WHAT YOU SHOULD DO | Transcribe each line of the material as it is, and drop any picture.

-- begin DATASET EXTRACT --

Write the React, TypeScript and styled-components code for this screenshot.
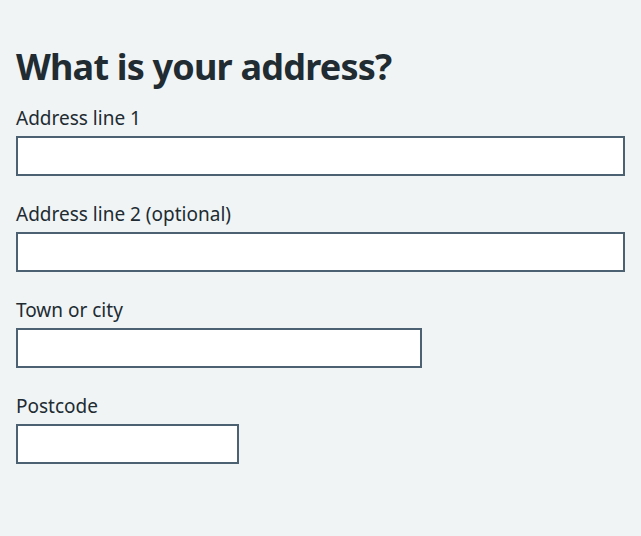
import React from "react";
import styled, { createGlobalStyle } from "styled-components";

const Global = createGlobalStyle`
  html, body { margin: 0; padding: 0; background: #f0f4f5; }
  body { font-family: "Noto Sans", "Open Sans", sans-serif; color: #212b32; }
  * { box-sizing: border-box; }
`;

const Page = styled.main`
  padding: 46px 16px 16px;
  min-height: 536px;
`;

const Fieldset = styled.fieldset`
  margin: 0;
  padding: 0;
  border: 0;
  min-width: 0;
`;

const Legend = styled.legend`
  padding: 0;
  margin: 0 0 16px;
  font-size: 36px;
  line-height: 42px;
  font-weight: 700;
  letter-spacing: -0.8px;
  color: #212b32;
`;

const Group = styled.div`
  margin-bottom: 24px;
`;

const Label = styled.label`
  display: block;
  font-size: 19px;
  line-height: 28px;
  margin-bottom: 4px;
  color: #212b32;
`;

const Input = styled.input<{ $w?: number }>`
  display: block;
  width: ${(p) => (p.$w ? `${p.$w}px` : "100%")};
  height: 40px;
  margin: 0;
  padding: 4px;
  border: 2px solid #4c6272;
  border-radius: 0;
  background: #ffffff;
  font: inherit;
  font-size: 19px;
  appearance: none;
  outline: none;
`;

const fields = [
  { id: "a1", label: "Address line 1" },
  { id: "a2", label: "Address line 2 (optional)" },
  { id: "town", label: "Town or city", w: 406 },
  { id: "pc", label: "Postcode", w: 223 },
];

export default function App() {
  return (
    <>
      <Global />
      <Page>
        <Fieldset>
          <Legend>What is your address?</Legend>
          {fields.map((f) => (
            <Group key={f.id}>
              <Label htmlFor={f.id}>{f.label}</Label>
              <Input id={f.id} type="text" $w={f.w} />
            </Group>
          ))}
        </Fieldset>
      </Page>
    </>
  );
}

-- end DATASET EXTRACT --

COMPLETE OUTPUT |
Write the React, TypeScript and styled-components code for this screenshot.
import React from "react";
import styled, { createGlobalStyle } from "styled-components";

const Global = createGlobalStyle`
  html, body { margin: 0; padding: 0; background: #f0f4f5; }
  body { font-family: "Noto Sans", "Open Sans", sans-serif; color: #212b32; }
  * { box-sizing: border-box; }
`;

const Page = styled.main`
  padding: 46px 16px 16px;
  min-height: 536px;
`;

const Fieldset = styled.fieldset`
  margin: 0;
  padding: 0;
  border: 0;
  min-width: 0;
`;

const Legend = styled.legend`
  padding: 0;
  margin: 0 0 16px;
  font-size: 36px;
  line-height: 42px;
  font-weight: 700;
  letter-spacing: -0.8px;
  color: #212b32;
`;

const Group = styled.div`
  margin-bottom: 24px;
`;

const Label = styled.label`
  display: block;
  font-size: 19px;
  line-height: 28px;
  margin-bottom: 4px;
  color: #212b32;
`;

const Input = styled.input<{ $w?: number }>`
  display: block;
  width: ${(p) => (p.$w ? `${p.$w}px` : "100%")};
  height: 40px;
  margin: 0;
  padding: 4px;
  border: 2px solid #4c6272;
  border-radius: 0;
  background: #ffffff;
  font: inherit;
  font-size: 19px;
  appearance: none;
  outline: none;
`;

const fields = [
  { id: "a1", label: "Address line 1" },
  { id: "a2", label: "Address line 2 (optional)" },
  { id: "town", label: "Town or city", w: 406 },
  { id: "pc", label: "Postcode", w: 223 },
];

export default function App() {
  return (
    <>
      <Global />
      <Page>
        <Fieldset>
          <Legend>What is your address?</Legend>
          {fields.map((f) => (
            <Group key={f.id}>
              <Label htmlFor={f.id}>{f.label}</Label>
              <Input id={f.id} type="text" $w={f.w} />
            </Group>
          ))}
        </Fieldset>
      </Page>
    </>
  );
}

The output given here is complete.